Photo (cc) by Matt Biddulph
Imagine flying the skies with an empty cockpit.
According to Bloomberg, the head of Google’s experimental cargo-drone program wants to see pilotless commercial airplanes.
“Let’s take unmanned all the way,” Dave Vos said during a recent panel discussion at the annual conference of the Association of Unmanned Vehicle Systems International. “That’s a fantastic future to aim for.”
Vos maintains that flying would be safer if planes weren’t designed around the need for humans to control them. Bloomberg said:
Transitioning airliners to robotic supervision would be a leap beyond Google’s research into fields such as self-driving cars. While pilots already rely on computerized control systems and navigation aids, planes move in three dimensions, not just two as do motor vehicles. That adds complexity — and risk — to any technology that would replace humans in the cockpit.

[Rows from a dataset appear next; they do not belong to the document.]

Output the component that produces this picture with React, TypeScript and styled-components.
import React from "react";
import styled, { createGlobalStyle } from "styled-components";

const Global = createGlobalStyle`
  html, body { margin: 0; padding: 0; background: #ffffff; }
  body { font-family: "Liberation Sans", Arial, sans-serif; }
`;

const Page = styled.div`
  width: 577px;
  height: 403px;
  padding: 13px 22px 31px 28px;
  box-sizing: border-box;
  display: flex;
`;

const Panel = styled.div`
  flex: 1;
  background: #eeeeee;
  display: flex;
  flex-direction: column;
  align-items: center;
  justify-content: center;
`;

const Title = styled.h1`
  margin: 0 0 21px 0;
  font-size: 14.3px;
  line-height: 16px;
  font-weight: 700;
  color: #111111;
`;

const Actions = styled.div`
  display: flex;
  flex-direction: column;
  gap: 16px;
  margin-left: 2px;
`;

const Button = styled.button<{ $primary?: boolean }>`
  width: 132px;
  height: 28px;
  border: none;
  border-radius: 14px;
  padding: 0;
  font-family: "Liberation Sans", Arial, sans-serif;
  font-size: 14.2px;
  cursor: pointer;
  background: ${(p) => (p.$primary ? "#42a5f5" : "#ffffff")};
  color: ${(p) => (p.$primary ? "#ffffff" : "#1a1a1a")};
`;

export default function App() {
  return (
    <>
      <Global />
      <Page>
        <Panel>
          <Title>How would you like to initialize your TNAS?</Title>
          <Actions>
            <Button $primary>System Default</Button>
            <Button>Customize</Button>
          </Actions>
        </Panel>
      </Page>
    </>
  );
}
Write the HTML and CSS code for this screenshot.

The discussion about pilotless planes began heating up after the intentional crashing of Germanwings Flight 9525, The Associated Press reports. “At the very least, some have suggested allowing authorities on the ground to take control of a plane if there is a rogue pilot in the cockpit,” the AP said.
Although remotely piloted drones are already frequent fliers and driverless cars are hitting the streets, pilotless passenger planes seems downright scary.
“The real reason a person wants another human in the cockpit is because they want to believe there’s somebody in the front who shares their own fate and thus if anything goes wrong, they will do everything they can to save their own lives,” Mary Cummings, a former U.S. Navy fighter pilot who is now a Duke University professor studying autonomous flight, told the AP.
But from a business standpoint, pilotless commercial planes would lead to huge cost savings. Because of the potential savings for airlines – in pilot training, salaries, retirement costs and travel expenses – Cummings said she predicts a shift to pilotless planes in the next 10 or 15 years.
According to the AP, technology has already enabled pilots to become more removed from their planes. Many aircraft maneuvers are automated, with a computer controlling a number of movements.
“Anything you can control with knobs or buttons, without getting out of your seat, can be done equally well — or even better — on the ground,” said Todd Humphreys, a University of Texas professor of aerospace engineering.